Copy the data below exactly, omitting any picture it contains.

%%

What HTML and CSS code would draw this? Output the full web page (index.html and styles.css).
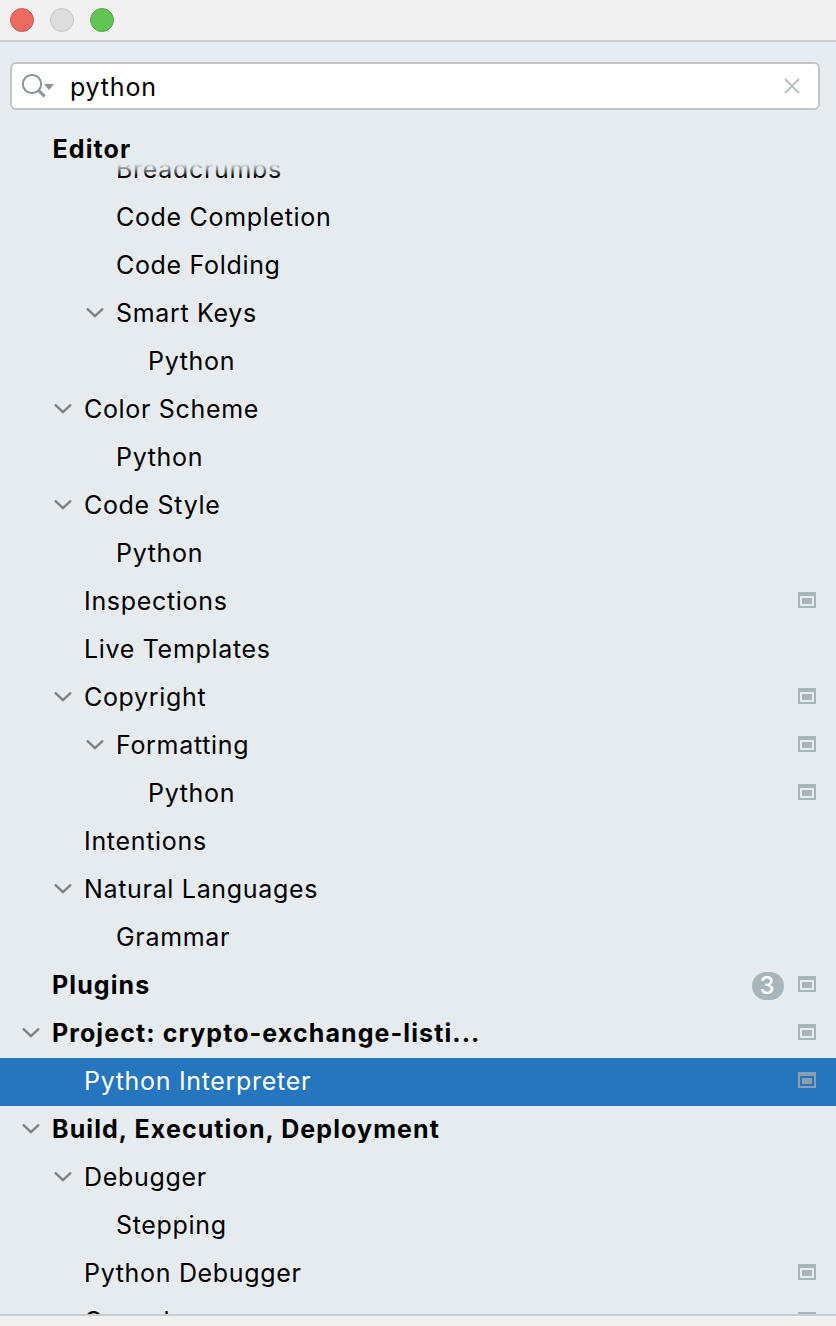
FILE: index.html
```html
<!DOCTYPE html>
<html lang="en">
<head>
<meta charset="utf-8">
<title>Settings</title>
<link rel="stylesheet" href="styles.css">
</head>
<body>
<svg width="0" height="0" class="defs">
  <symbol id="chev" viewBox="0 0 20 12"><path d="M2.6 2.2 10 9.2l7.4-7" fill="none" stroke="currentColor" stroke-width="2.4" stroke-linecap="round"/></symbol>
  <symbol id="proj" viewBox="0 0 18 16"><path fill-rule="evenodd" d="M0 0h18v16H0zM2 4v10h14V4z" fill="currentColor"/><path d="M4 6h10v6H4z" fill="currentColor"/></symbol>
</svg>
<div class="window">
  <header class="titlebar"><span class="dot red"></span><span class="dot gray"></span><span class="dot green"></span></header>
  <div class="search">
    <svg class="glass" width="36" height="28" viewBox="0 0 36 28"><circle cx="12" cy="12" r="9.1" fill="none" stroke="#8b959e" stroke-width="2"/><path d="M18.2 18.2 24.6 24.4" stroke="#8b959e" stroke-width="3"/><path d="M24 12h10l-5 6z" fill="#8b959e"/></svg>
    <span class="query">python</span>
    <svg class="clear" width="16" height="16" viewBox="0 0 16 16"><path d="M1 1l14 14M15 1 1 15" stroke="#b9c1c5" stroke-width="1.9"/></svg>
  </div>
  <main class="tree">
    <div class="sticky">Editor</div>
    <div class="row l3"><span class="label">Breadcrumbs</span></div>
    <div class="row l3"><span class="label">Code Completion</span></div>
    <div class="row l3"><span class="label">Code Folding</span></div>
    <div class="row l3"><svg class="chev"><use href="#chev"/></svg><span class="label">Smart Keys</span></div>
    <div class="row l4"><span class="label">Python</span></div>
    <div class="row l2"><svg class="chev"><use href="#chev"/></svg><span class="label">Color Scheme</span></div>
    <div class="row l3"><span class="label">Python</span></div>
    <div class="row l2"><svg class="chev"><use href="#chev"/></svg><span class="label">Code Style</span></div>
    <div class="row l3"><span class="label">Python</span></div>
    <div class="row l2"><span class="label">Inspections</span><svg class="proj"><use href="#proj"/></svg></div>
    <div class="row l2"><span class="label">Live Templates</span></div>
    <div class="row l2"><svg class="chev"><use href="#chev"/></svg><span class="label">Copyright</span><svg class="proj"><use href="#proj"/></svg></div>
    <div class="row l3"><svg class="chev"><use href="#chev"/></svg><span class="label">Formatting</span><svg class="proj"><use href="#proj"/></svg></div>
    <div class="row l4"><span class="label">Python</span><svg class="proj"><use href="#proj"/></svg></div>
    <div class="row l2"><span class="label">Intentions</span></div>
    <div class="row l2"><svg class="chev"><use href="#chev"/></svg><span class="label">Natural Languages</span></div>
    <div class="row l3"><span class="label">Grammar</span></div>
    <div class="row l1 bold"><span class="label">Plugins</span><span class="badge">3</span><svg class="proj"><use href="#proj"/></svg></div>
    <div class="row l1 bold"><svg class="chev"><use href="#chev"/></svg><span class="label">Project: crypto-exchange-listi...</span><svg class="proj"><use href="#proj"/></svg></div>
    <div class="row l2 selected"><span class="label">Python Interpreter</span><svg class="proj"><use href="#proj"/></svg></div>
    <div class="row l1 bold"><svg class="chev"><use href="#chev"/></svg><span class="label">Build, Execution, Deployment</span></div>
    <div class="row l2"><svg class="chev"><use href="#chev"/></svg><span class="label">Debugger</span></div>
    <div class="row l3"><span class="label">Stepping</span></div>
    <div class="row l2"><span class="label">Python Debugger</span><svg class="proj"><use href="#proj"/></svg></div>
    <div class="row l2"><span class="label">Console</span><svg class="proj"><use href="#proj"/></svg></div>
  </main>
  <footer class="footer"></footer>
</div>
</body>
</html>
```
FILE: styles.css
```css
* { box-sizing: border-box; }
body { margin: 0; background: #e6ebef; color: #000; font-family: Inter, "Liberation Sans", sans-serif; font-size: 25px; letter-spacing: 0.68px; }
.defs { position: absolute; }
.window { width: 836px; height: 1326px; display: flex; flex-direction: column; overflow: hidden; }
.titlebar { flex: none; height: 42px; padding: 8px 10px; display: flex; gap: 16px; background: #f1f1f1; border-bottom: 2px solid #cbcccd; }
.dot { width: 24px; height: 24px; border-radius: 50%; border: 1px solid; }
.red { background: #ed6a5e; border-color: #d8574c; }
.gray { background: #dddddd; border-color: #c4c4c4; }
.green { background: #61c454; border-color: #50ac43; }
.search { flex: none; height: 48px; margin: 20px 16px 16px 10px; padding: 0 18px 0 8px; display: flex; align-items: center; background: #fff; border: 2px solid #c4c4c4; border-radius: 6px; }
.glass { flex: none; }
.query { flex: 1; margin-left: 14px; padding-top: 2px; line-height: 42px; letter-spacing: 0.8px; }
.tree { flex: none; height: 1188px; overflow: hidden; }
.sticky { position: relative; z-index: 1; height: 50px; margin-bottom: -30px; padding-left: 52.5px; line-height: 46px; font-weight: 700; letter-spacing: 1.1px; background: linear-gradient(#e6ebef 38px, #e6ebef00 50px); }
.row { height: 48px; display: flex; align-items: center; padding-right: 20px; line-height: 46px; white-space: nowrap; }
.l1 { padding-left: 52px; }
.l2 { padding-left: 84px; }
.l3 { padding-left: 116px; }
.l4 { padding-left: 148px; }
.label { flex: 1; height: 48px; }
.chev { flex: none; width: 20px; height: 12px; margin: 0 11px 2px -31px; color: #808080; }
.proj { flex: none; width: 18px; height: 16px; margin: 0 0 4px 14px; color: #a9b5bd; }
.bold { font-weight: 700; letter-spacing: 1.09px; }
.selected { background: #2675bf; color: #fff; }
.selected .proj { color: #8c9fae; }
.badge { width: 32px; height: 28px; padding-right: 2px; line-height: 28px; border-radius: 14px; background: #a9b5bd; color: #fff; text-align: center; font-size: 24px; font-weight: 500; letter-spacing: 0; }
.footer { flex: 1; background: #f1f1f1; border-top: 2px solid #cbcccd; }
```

%%

### [SOLVED EXERCISE]
What HTML and CSS code would draw this? Output the full web page (index.html and styles.css).
FILE: index.html
```html
<!DOCTYPE html>
<html lang="en">
<head>
<meta charset="utf-8">
<title>Settings</title>
<link rel="stylesheet" href="styles.css">
</head>
<body>
<svg width="0" height="0" class="defs">
  <symbol id="chev" viewBox="0 0 20 12"><path d="M2.6 2.2 10 9.2l7.4-7" fill="none" stroke="currentColor" stroke-width="2.4" stroke-linecap="round"/></symbol>
  <symbol id="proj" viewBox="0 0 18 16"><path fill-rule="evenodd" d="M0 0h18v16H0zM2 4v10h14V4z" fill="currentColor"/><path d="M4 6h10v6H4z" fill="currentColor"/></symbol>
</svg>
<div class="window">
  <header class="titlebar"><span class="dot red"></span><span class="dot gray"></span><span class="dot green"></span></header>
  <div class="search">
    <svg class="glass" width="36" height="28" viewBox="0 0 36 28"><circle cx="12" cy="12" r="9.1" fill="none" stroke="#8b959e" stroke-width="2"/><path d="M18.2 18.2 24.6 24.4" stroke="#8b959e" stroke-width="3"/><path d="M24 12h10l-5 6z" fill="#8b959e"/></svg>
    <span class="query">python</span>
    <svg class="clear" width="16" height="16" viewBox="0 0 16 16"><path d="M1 1l14 14M15 1 1 15" stroke="#b9c1c5" stroke-width="1.9"/></svg>
  </div>
  <main class="tree">
    <div class="sticky">Editor</div>
    <div class="row l3"><span class="label">Breadcrumbs</span></div>
    <div class="row l3"><span class="label">Code Completion</span></div>
    <div class="row l3"><span class="label">Code Folding</span></div>
    <div class="row l3"><svg class="chev"><use href="#chev"/></svg><span class="label">Smart Keys</span></div>
    <div class="row l4"><span class="label">Python</span></div>
    <div class="row l2"><svg class="chev"><use href="#chev"/></svg><span class="label">Color Scheme</span></div>
    <div class="row l3"><span class="label">Python</span></div>
    <div class="row l2"><svg class="chev"><use href="#chev"/></svg><span class="label">Code Style</span></div>
    <div class="row l3"><span class="label">Python</span></div>
    <div class="row l2"><span class="label">Inspections</span><svg class="proj"><use href="#proj"/></svg></div>
    <div class="row l2"><span class="label">Live Templates</span></div>
    <div class="row l2"><svg class="chev"><use href="#chev"/></svg><span class="label">Copyright</span><svg class="proj"><use href="#proj"/></svg></div>
    <div class="row l3"><svg class="chev"><use href="#chev"/></svg><span class="label">Formatting</span><svg class="proj"><use href="#proj"/></svg></div>
    <div class="row l4"><span class="label">Python</span><svg class="proj"><use href="#proj"/></svg></div>
    <div class="row l2"><span class="label">Intentions</span></div>
    <div class="row l2"><svg class="chev"><use href="#chev"/></svg><span class="label">Natural Languages</span></div>
    <div class="row l3"><span class="label">Grammar</span></div>
    <div class="row l1 bold"><span class="label">Plugins</span><span class="badge">3</span><svg class="proj"><use href="#proj"/></svg></div>
    <div class="row l1 bold"><svg class="chev"><use href="#chev"/></svg><span class="label">Project: crypto-exchange-listi...</span><svg class="proj"><use href="#proj"/></svg></div>
    <div class="row l2 selected"><span class="label">Python Interpreter</span><svg class="proj"><use href="#proj"/></svg></div>
    <div class="row l1 bold"><svg class="chev"><use href="#chev"/></svg><span class="label">Build, Execution, Deployment</span></div>
    <div class="row l2"><svg class="chev"><use href="#chev"/></svg><span class="label">Debugger</span></div>
    <div class="row l3"><span class="label">Stepping</span></div>
    <div class="row l2"><span class="label">Python Debugger</span><svg class="proj"><use href="#proj"/></svg></div>
    <div class="row l2"><span class="label">Console</span><svg class="proj"><use href="#proj"/></svg></div>
  </main>
  <footer class="footer"></footer>
</div>
</body>
</html>
```
FILE: styles.css
```css
* { box-sizing: border-box; }
body { margin: 0; background: #e6ebef; color: #000; font-family: Inter, "Liberation Sans", sans-serif; font-size: 25px; letter-spacing: 0.68px; }
.defs { position: absolute; }
.window { width: 836px; height: 1326px; display: flex; flex-direction: column; overflow: hidden; }
.titlebar { flex: none; height: 42px; padding: 8px 10px; display: flex; gap: 16px; background: #f1f1f1; border-bottom: 2px solid #cbcccd; }
.dot { width: 24px; height: 24px; border-radius: 50%; border: 1px solid; }
.red { background: #ed6a5e; border-color: #d8574c; }
.gray { background: #dddddd; border-color: #c4c4c4; }
.green { background: #61c454; border-color: #50ac43; }
.search { flex: none; height: 48px; margin: 20px 16px 16px 10px; padding: 0 18px 0 8px; display: flex; align-items: center; background: #fff; border: 2px solid #c4c4c4; border-radius: 6px; }
.glass { flex: none; }
.query { flex: 1; margin-left: 14px; padding-top: 2px; line-height: 42px; letter-spacing: 0.8px; }
.tree { flex: none; height: 1188px; overflow: hidden; }
.sticky { position: relative; z-index: 1; height: 50px; margin-bottom: -30px; padding-left: 52.5px; line-height: 46px; font-weight: 700; letter-spacing: 1.1px; background: linear-gradient(#e6ebef 38px, #e6ebef00 50px); }
.row { height: 48px; display: flex; align-items: center; padding-right: 20px; line-height: 46px; white-space: nowrap; }
.l1 { padding-left: 52px; }
.l2 { padding-left: 84px; }
.l3 { padding-left: 116px; }
.l4 { padding-left: 148px; }
.label { flex: 1; height: 48px; }
.chev { flex: none; width: 20px; height: 12px; margin: 0 11px 2px -31px; color: #808080; }
.proj { flex: none; width: 18px; height: 16px; margin: 0 0 4px 14px; color: #a9b5bd; }
.bold { font-weight: 700; letter-spacing: 1.09px; }
.selected { background: #2675bf; color: #fff; }
.selected .proj { color: #8c9fae; }
.badge { width: 32px; height: 28px; padding-right: 2px; line-height: 28px; border-radius: 14px; background: #a9b5bd; color: #fff; text-align: center; font-size: 24px; font-weight: 500; letter-spacing: 0; }
.footer { flex: 1; background: #f1f1f1; border-top: 2px solid #cbcccd; }
```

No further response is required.